En buena medida, la legalidad y las instituciones funcionan como una excusa para que estas estructuras puedan operar, y la Cicig lo demostró con investigaciones que señalaban figuras, métodos, montos y relaciones, es decir, pelos y señales. Desnudó el funcionamiento de estructuras criminales que operaban dentro de las instituciones estatales y al margen de estas, con vínculos con el poder económico, que se beneficia a través de la corrupción directa o de los grandes negocios que brinda el Estado.

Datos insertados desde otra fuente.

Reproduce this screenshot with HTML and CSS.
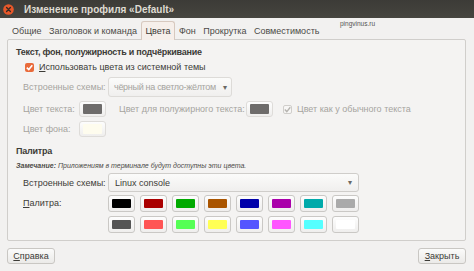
FILE: index.html
```html
<!DOCTYPE html>
<html lang="ru">
<head>
<meta charset="utf-8">
<link rel="stylesheet" href="styles.css">
</head>
<body>
<div class="window">
  <div class="titlebar">
    <span class="close"><svg width="11" height="11" viewBox="0 0 11 11"><circle cx="5.5" cy="5.5" r="5.3" fill="#e9582a"/><path d="M3.6 3.6 L7.4 7.4 M7.4 3.6 L3.6 7.4" stroke="#3a2a22" stroke-width="1.4" stroke-linecap="round"/></svg></span>
    <span class="title">Изменение профиля «Default»</span>
  </div>
  <div class="tabs">
    <span class="tab">Общие</span>
    <span class="tab">Заголовок и команда</span>
    <span class="tab active">Цвета</span>
    <span class="tab">Фон</span>
    <span class="tab">Прокрутка</span>
    <span class="tab">Совместимость</span>
    <span class="watermark">pingvinus.ru</span>
  </div>
  <div class="panel">
    <div class="heading h-first">Текст, фон, полужирность и подчёркивание</div>
    <div class="check-row">
      <span class="checkbox on"><svg width="9" height="9" viewBox="0 0 9 9"><path d="M1.8 4.6 L3.8 6.6 L7.3 2.3" fill="none" stroke="#fff" stroke-width="1.6"/></svg></span>
      <span><u>И</u>спользовать цвета из системной темы</span>
    </div>
    <div class="row r-scheme disabled">
      <span class="label">Встроенные схемы:</span>
      <span class="combo small"><span class="combo-text">чёрный на светло-жёлтом</span><span class="arrow">▾</span></span>
    </div>
    <div class="row r-color disabled">
      <span class="label short">Цвет текста:</span>
      <span class="swatch"><i style="background:#6e6c6b"></i></span>
      <span class="label2">Цвет для полужирного текста:</span>
      <span class="swatch"><i style="background:#6e6c6b"></i></span>
      <span class="checkbox off"><svg width="9" height="9" viewBox="0 0 9 9"><path d="M1.8 4.6 L3.8 6.6 L7.3 2.3" fill="none" stroke="#b6b4b0" stroke-width="1.4"/></svg></span>
      <span>Цвет как у обычного текста</span>
    </div>
    <div class="row r-bg disabled">
      <span class="label short">Цвет фона:</span>
      <span class="swatch"><i style="background:#fefcee"></i></span>
    </div>
    <div class="heading h-second">Палитра</div>
    <div class="note"><b>Замечание:</b> Приложениям в терминале будут доступны эти цвета.</div>
    <div class="row r-scheme2">
      <span class="label">Встроенные схемы:</span>
      <span class="combo wide">Linux console<span class="arrow">▾</span></span>
    </div>
    <div class="palette-row">
      <span class="label"><u>П</u>алитра:</span>
      <div class="palette">
        <span class="swatch"><i style="background:#000000"></i></span>
        <span class="swatch"><i style="background:#aa0000"></i></span>
        <span class="swatch"><i style="background:#00aa00"></i></span>
        <span class="swatch"><i style="background:#aa5500"></i></span>
        <span class="swatch"><i style="background:#0000aa"></i></span>
        <span class="swatch"><i style="background:#aa00aa"></i></span>
        <span class="swatch"><i style="background:#00aaaa"></i></span>
        <span class="swatch"><i style="background:#aaaaaa"></i></span>
        <span class="swatch"><i style="background:#555555"></i></span>
        <span class="swatch"><i style="background:#ff5555"></i></span>
        <span class="swatch"><i style="background:#55ff55"></i></span>
        <span class="swatch"><i style="background:#ffff55"></i></span>
        <span class="swatch"><i style="background:#5555ff"></i></span>
        <span class="swatch"><i style="background:#ff55ff"></i></span>
        <span class="swatch"><i style="background:#55ffff"></i></span>
        <span class="swatch"><i style="background:#ffffff"></i></span>
      </div>
    </div>
  </div>
  <div class="buttons">
    <span class="btn"><u>С</u>правка</span>
    <span class="btn"><u>З</u>акрыть</span>
  </div>
</div>
</body>
</html>
```

FILE: styles.css
```css
* { box-sizing: border-box; }
html, body { margin: 0; padding: 0; }
body {
  width: 474px;
  height: 271px;
  overflow: hidden;
  background: #f2f1f0;
  font-family: "Liberation Sans", Arial, sans-serif;
  font-size: 9px;
  color: #3c3b37;
  white-space: nowrap;
}
.window { width: 474px; height: 271px; }
.titlebar {
  height: 18px;
  background: linear-gradient(#3c3b37, #46453f);
  display: flex;
  align-items: center;
  padding-left: 2px;
}
.close { display: flex; width: 12px; height: 12px; align-items: center; justify-content: center; }
.title {
  margin-left: 10px;
  color: #dfdbd2;
  font-weight: bold;
  font-size: 10px;
}
.tabs {
  height: 19px;
  margin-top: 3px;
  display: flex;
  align-items: stretch;
  padding-left: 8.5px;
  position: relative;
}
.tab {
  display: flex;
  align-items: center;
  padding: 0 3.5px;
  margin-right: 0.5px;
  color: #4c4b47;
}
.tab.active {
  border: 1px solid #d7c9bf;
  border-bottom: none;
  border-radius: 3px 3px 0 0;
  background: #f6efea;
  color: #3c3b37;
}
.watermark {
  position: absolute;
  left: 340px;
  top: -1px;
  font-size: 6.5px;
  color: #555;
}
.panel {
  margin: -1px 8px 0 7px;
  height: 202px;
  border: 1px solid #d0cecb;
  border-radius: 2px;
  background: #f4f3f2;
  padding: 4px 0 0 8px;
}
.heading {
  font-weight: bold; height: 16px; line-height: 16px; color: #3c3b37;
  letter-spacing: -0.25px;
}
.check-row {
  height: 14px;
  display: flex;
  align-items: center;
  padding-left: 9px;
  gap: 5px;
}
.checkbox {
  width: 9px; height: 9px;
  border-radius: 2px;
  display: flex;
  flex: none;
}
.checkbox.on { background: #e96a3a; }
.checkbox.off { border: 1px solid #d0cecb; background: #f7f6f5; }
.checkbox.off svg { margin: -1px; }
.row { display: flex; align-items: center; padding-left: 7px; }
.label { width: 85px; flex: none; }
.label.short { width: 56px; }
.disabled { color: #a6a49f; }
.r-scheme { height: 20px; margin-top: 3px; }
.r-color { height: 16px; margin-top: 4px; }
.r-bg { height: 16px; margin-top: 4px; }
.label2 { margin: 0 5px 0 13px; width: 122px; }
.r-color .checkbox { margin: 0 5px 0 10px; }
.h-second { margin-top: 6px; }
.note {
  height: 14px; line-height: 14px;
  font-size: 7px; font-style: italic; color: #4c4b47;
}
.note b { font-weight: bold; }
.r-scheme2 { height: 19px; }
.combo {
  height: 100%;
  display: flex;
  align-items: center;
  justify-content: space-between;
  padding: 0 6px;
  border: 1px solid #cfcdca;
  border-radius: 3px;
  background: linear-gradient(#fbfbfa, #f0efee);
  color: #3c3b37;
}
.disabled .combo { color: #a6a49f; border-color: #dddbd8; }
.combo.small { width: 124px; padding: 0 4px 0 5px; }
.combo-text { letter-spacing: -0.3px; }
.combo.wide { width: 251px; }
.arrow { font-size: 8px; color: #6a6864; }
.palette-row { display: flex; padding-left: 7px; margin-top: 3px; }
.palette-row .label { padding-top: 3px; }
.palette {
  display: grid;
  grid-template-columns: repeat(8, 27px);
  grid-auto-rows: 17px;
  column-gap: 5px;
  row-gap: 4px;
}
.swatch {
  width: 27px; height: 16px;
  border: 1px solid #cac8c5;
  border-radius: 3px;
  background: linear-gradient(#fdfdfd, #efeeed);
  display: flex;
  padding: 2px 3px;
  flex: none;
}
.palette .swatch { height: 17px; padding: 3px 3px; }
.swatch i { flex: 1; border-radius: 1px; }
.disabled .swatch { border-color: #dedcd9; }
.buttons {
  display: flex;
  justify-content: space-between;
  padding: 7px 8px 0 7px;
}
.btn {
  width: 48px; height: 16px;
  display: flex; align-items: center; justify-content: center;
  border: 1px solid #c9c7c3;
  border-radius: 3px;
  background: linear-gradient(#fbfbfa, #ebeae8);
  color: #3c3b37;
}
u { text-decoration: underline; text-underline-offset: 1px; }
```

Es por ello que la llamada lucha contra la corrupción fue el enfrentamiento de dos proyectos: un proyecto de modernización estatal que implica el ejercicio de la legalidad en los parámetros que definen la Constitución y otras leyes (digamos, tomar en serio esa legalidad y aplicarla parejo a todos) y el proyecto de mantener el funcionamiento corrupto e impune del poder.
Con la salida de la Cicig, sin que exista todavía un sujeto político con un proyecto alternativo, el proyecto restaurador de las élites político-económicas que funcionan como mafias se consolida con este gobierno.
La Cicig y la lucha contra la corrupción muestran que las élites económico-políticas no cambian su actuar mafioso sino a través del ejercicio de un poder contrario.
[1] Rosada, Héctor (2015). «Sistema nacional de seguridad y justicia en Guatemala. Crónica de un fracaso». Universidad y realidad. Enfoques sobre la sociedad y el Estado guatemalteco (España, Olmedo, compilador). Guatemala: Editorial Óscar de León Castillo. Pág. 28.